Yes, a non-resident can apply for a US business bank account remotely through certain banks and fintech platforms that serve international owners, with no US visit required. You will still need the full document set, the LLC paperwork, EIN letter, US address, passport, and operating agreement, and the bank or platform makes the final approval decision. Some institutions decline foreign owners regardless, so preparation reduces but never eliminates that risk.
Do I need an SSN to open a US business bank account?
No, you do not need an SSN to open a US business bank account; you need an EIN for the company and a valid passport for yourself. Non-residents without an SSN apply for the EIN using Form SS-4 by fax or mail, since the IRS online tool requires an SSN or ITIN. The EIN is what the bank attaches the business account to, not your personal tax number.

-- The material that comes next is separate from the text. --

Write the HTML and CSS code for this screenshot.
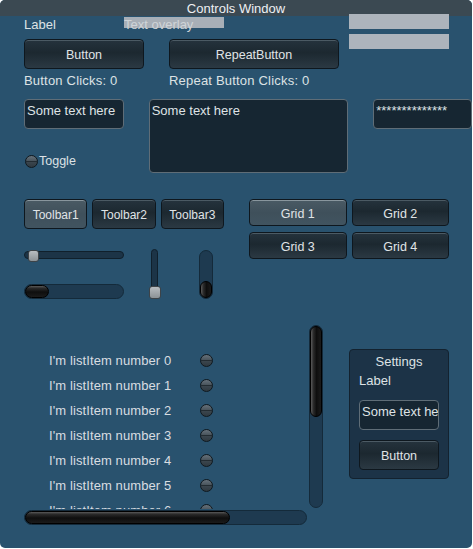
FILE: index.html
```html
<!DOCTYPE html>
<html>
<head>
<meta charset="utf-8">
<link rel="stylesheet" href="styles.css">
</head>
<body>
<div class="window">
  <div class="titlebar">Controls Window</div>
  <div class="content">
    <div class="sec-top">
      <div class="top-left">
        <div class="row-label">
          <span class="w100">Label</span>
          <span class="overlay">Text overlay</span>
        </div>
        <div class="row-buttons">
          <div class="btn btn-main">Button</div>
          <div class="btn btn-repeat">RepeatButton</div>
        </div>
        <div class="row-clicks">
          <span class="clicks-a">Button Clicks: 0</span>
          <span>Repeat Button Clicks: 0</span>
        </div>
      </div>
      <div class="top-right">
        <div class="greybox"></div>
        <div class="greybox"></div>
      </div>
    </div>

    <div class="sec-fields">
      <div class="fields-left">
        <div class="field textfield">Some text here</div>
        <div class="toggle-row"><span class="toggle"></span><span>Toggle</span></div>
      </div>
      <div class="field textarea">Some text here</div>
      <div class="field password">**************</div>
    </div>

    <div class="sec-controls">
      <div class="controls-left">
        <div class="toolbar">
          <div class="btn sel">Toolbar1</div>
          <div class="btn">Toolbar2</div>
          <div class="btn">Toolbar3</div>
        </div>
        <div class="sliders">
          <div class="col-h">
            <div class="hslider"><div class="hslider-track"></div><div class="hslider-thumb"></div></div>
            <div class="hscroll"><div class="hthumb small"></div></div>
          </div>
          <div class="vslider"><div class="vslider-track"></div><div class="vslider-thumb"></div></div>
          <div class="vscroll"><div class="vthumb small"></div></div>
        </div>
      </div>
      <div class="grid">
        <div class="btn sel">Grid 1</div>
        <div class="btn">Grid 2</div>
        <div class="btn">Grid 3</div>
        <div class="btn">Grid 4</div>
      </div>
    </div>

    <div class="sec-bottom">
      <div class="scrollview">
        <div class="viewport">
          <div class="item"><span class="item-text">I'm listItem number 0</span><span class="toggle"></span></div>
          <div class="item"><span class="item-text">I'm listItem number 1</span><span class="toggle"></span></div>
          <div class="item"><span class="item-text">I'm listItem number 2</span><span class="toggle"></span></div>
          <div class="item"><span class="item-text">I'm listItem number 3</span><span class="toggle"></span></div>
          <div class="item"><span class="item-text">I'm listItem number 4</span><span class="toggle"></span></div>
          <div class="item"><span class="item-text">I'm listItem number 5</span><span class="toggle"></span></div>
          <div class="item"><span class="item-text">I'm listItem number 6</span><span class="toggle"></span></div>
          <div class="item"><span class="item-text">I'm listItem number 7</span><span class="toggle"></span></div>
        </div>
        <div class="vscroll vbig"><div class="vthumb big"></div></div>
        <div class="hscroll hbig"><div class="hthumb big"></div></div>
      </div>
      <div class="settings">
        <div class="settings-title">Settings</div>
        <div class="settings-label">Label</div>
        <div class="field settings-field">Some text here</div>
        <div class="btn settings-btn">Button</div>
      </div>
    </div>
  </div>
</div>
</body>
</html>
```

FILE: styles.css
```css
* { box-sizing: border-box; }

body {
  margin: 0;
  background: #ffffff;
  font-family: "Liberation Sans", Arial, sans-serif;
  font-size: 13px;
  color: #dde2e5;
}

.window {
  width: 472px;
  height: 548px;
  background: #29526e;
  border-radius: 5px;
  overflow: hidden;
}

.titlebar {
  height: 16px;
  line-height: 18px;
  background: #3b4952;
  text-align: center;
  color: #eef0f2;
}

.content { padding-left: 24px; }

/* top section */
.sec-top { display: flex; }
.top-left { width: 315px; }
.row-label { display: flex; height: 23px; line-height: 18px; }
.w100 { width: 100px; }
.overlay {
  width: 100px;
  height: 18px;
  white-space: nowrap;
  color: #cfd4d8;
  background: linear-gradient(#a8afb7, #a8afb7) 0 1px / 100% 11px no-repeat;
}
.row-buttons { display: flex; gap: 25px; height: 30px; }
.row-clicks { display: flex; margin-top: 4px; line-height: 16px; letter-spacing: 0.2px; }
.clicks-a { width: 145px; }
.top-right {
  margin-left: 10px;
  margin-top: -2px;
  display: flex;
  flex-direction: column;
  gap: 5px;
}
.greybox { width: 100px; height: 15px; background: #adb4bc; }

/* buttons */
.btn {
  height: 30px;
  line-height: 30px;
  text-align: center;
  white-space: nowrap;
  color: #e0e4e7;
  font-size: 12.5px;
  border: 1px solid #0e171e;
  border-radius: 4px;
  background: linear-gradient(#25333d 0%, #1c2830 45%, #2b3943 100%);
  box-shadow: inset 0 1px 0 rgba(150, 165, 175, 0.35);
}
.btn.sel {
  background: linear-gradient(#4a5a64 0%, #3f505b 50%, #415460 100%);
  box-shadow: inset 0 1px 0 rgba(190, 200, 206, 0.55);
}
.btn-main { width: 120px; }
.btn-repeat { width: 170px; }

/* fields */
.sec-fields { display: flex; align-items: flex-start; margin-top: 10px; }
.fields-left { width: 125px; }
.field {
  background: #162632;
  border: 1px solid #5f6d77;
  border-radius: 4px;
  padding: 3px 2px 2px;
  line-height: 16px;
  white-space: nowrap;
  overflow: hidden;
  color: #dfe3e6;
}
.textfield { width: 100px; height: 30px; }
.textarea { width: 200px; height: 74px; }
.password { width: 99px; height: 30px; margin-left: 25px; }

.toggle-row { display: flex; align-items: center; margin-top: 24px; line-height: 16px; font-size: 12.5px; }
.toggle {
  flex: none;
  width: 13px;
  height: 13px;
  border-radius: 50%;
  border: 1px solid #0f181e;
  background: linear-gradient(#66717a 0%, #4b565e 42%, #232c32 50%, #3a454d 58%, #2f3940 100%);
}
.toggle-row .toggle { margin: 0 1px; }

/* controls */
.sec-controls { display: flex; align-items: flex-start; margin-top: 26px; }
.controls-left { width: 225px; }
.toolbar { display: flex; gap: 5px; width: 200px; }
.toolbar .btn { flex: 1; font-size: 12px; }

.sliders { display: flex; align-items: flex-start; margin-top: 21px; height: 50px; }
.col-h { width: 100px; }
.hslider { position: relative; height: 12px; }
.hslider-track {
  position: absolute;
  left: 0; right: 0; top: 1px;
  height: 8px;
  border-radius: 4px;
  background: #1c3447;
  border: 1px solid #10202c;
}
.hslider-thumb {
  position: absolute;
  left: 4px; top: 0;
  width: 11px; height: 12px;
  border-radius: 3px;
  border: 1px solid #3d4348;
  background: linear-gradient(#b8bdc1, #8c9296);
}
.hscroll {
  margin-top: 22px;
  height: 15px;
  width: 100px;
  border-radius: 8px;
  background: #1e3a50;
  border: 1px solid #142a3a;
  padding: 0;
}
.hthumb {
  height: 13px;
  border-radius: 7px;
  background: linear-gradient(#5a5a5a 0%, #2a2a2a 20%, #0e0e0e 55%, #1b1b1b 100%);
  border: 1px solid #000;
}
.hthumb.small { width: 24px; }

.vslider { position: relative; margin-left: 25px; width: 12px; height: 50px; margin-top: -1px; }
.vslider-track {
  position: absolute;
  left: 2px; top: 0; bottom: 0;
  width: 7px;
  border-radius: 4px;
  background: #1c3447;
  border: 1px solid #10202c;
}
.vslider-thumb {
  position: absolute;
  left: 0; bottom: 0;
  width: 12px; height: 13px;
  border-radius: 3px;
  border: 1px solid #3d4348;
  background: linear-gradient(#b8bdc1, #8c9296);
}
.vscroll {
  margin-left: 38px;
  width: 14px;
  height: 49px;
  border-radius: 7px;
  background: #1e3a50;
  border: 1px solid #142a3a;
  display: flex;
  flex-direction: column;
  justify-content: flex-end;
}
.vthumb {
  width: 12px;
  border-radius: 6px;
  background: linear-gradient(90deg, #5a5a5a 0%, #2a2a2a 25%, #0e0e0e 55%, #1b1b1b 100%);
  border: 1px solid #000;
}
.vthumb.small { height: 17px; }

.grid {
  display: grid;
  grid-template-columns: 1fr 1fr;
  grid-auto-rows: 27px;
  column-gap: 5px;
  row-gap: 6px;
  width: 200px;
}
.grid .btn { height: 27px; line-height: 28px; font-size: 12.5px; }

/* bottom */
.sec-bottom { display: flex; align-items: flex-start; margin-top: 25px; }
.scrollview {
  display: grid;
  grid-template-columns: 284px 14px;
  grid-template-rows: 184px 15px;
  column-gap: 1px;
  row-gap: 1px;
}
.viewport {
  overflow: hidden;
  padding-top: 23px;
  padding-left: 25px;
}
.item { display: flex; align-items: center; height: 25px; color: #d8dde1; }
.item-text { width: 151px; white-space: nowrap; letter-spacing: 0.1px; }
.vscroll.vbig { margin-left: 0; height: 183px; justify-content: flex-start; }
.vthumb.big { height: 91px; }
.hscroll.hbig { margin-top: 0; width: 283px; }
.hthumb.big { width: 205px; }

.settings {
  margin-left: 26px;
  margin-top: 24px;
  width: 100px;
  height: 130px;
  background: #1c3347;
  border: 1px solid #13222f;
  border-radius: 4px;
  padding: 4px 0 0 9px;
}
.settings-title { line-height: 16px; text-align: center; padding-right: 9px; }
.settings-label { line-height: 16px; margin-top: 3px; }
.settings-field { margin-top: 11px; width: 80px; height: 30px; }
.settings-btn { margin-top: 10px; width: 80px; }
```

How long does it take to get the EIN I need for the bank?
The IRS controls EIN timing, and for non-residents applying by fax it typically takes a few weeks rather than minutes. No service can promise a specific date, because the agency sets the pace once the SS-4 is submitted. Plan for the wait by starting the EIN application as early as possible, since the bank cannot open the account until the EIN confirmation letter exists.
What if one bank declines my application?
If one bank or platform declines, that decision reflects that institution's own risk rules, not a defect in your company, and you can apply to another that serves non-resident owners. Before reapplying, recheck that your documents are consistent, especially the address and company name across the Articles, EIN letter, and application. A clean, matching file is the strongest thing you can hand the next reviewer, and it costs you nothing but care.
Does CORPBOLT open the bank account for me?
No, CORPBOLT does not open or guarantee a bank account; it prepares the documents so you arrive bank-ready, then you apply to the bank or platform yourself. CORPBOLT forms the Wyoming LLC, files the EIN application without an SSN, and provides the registered agent and US address that the bank wants to see. The bank or fintech platform always runs its own verification and makes the final decision.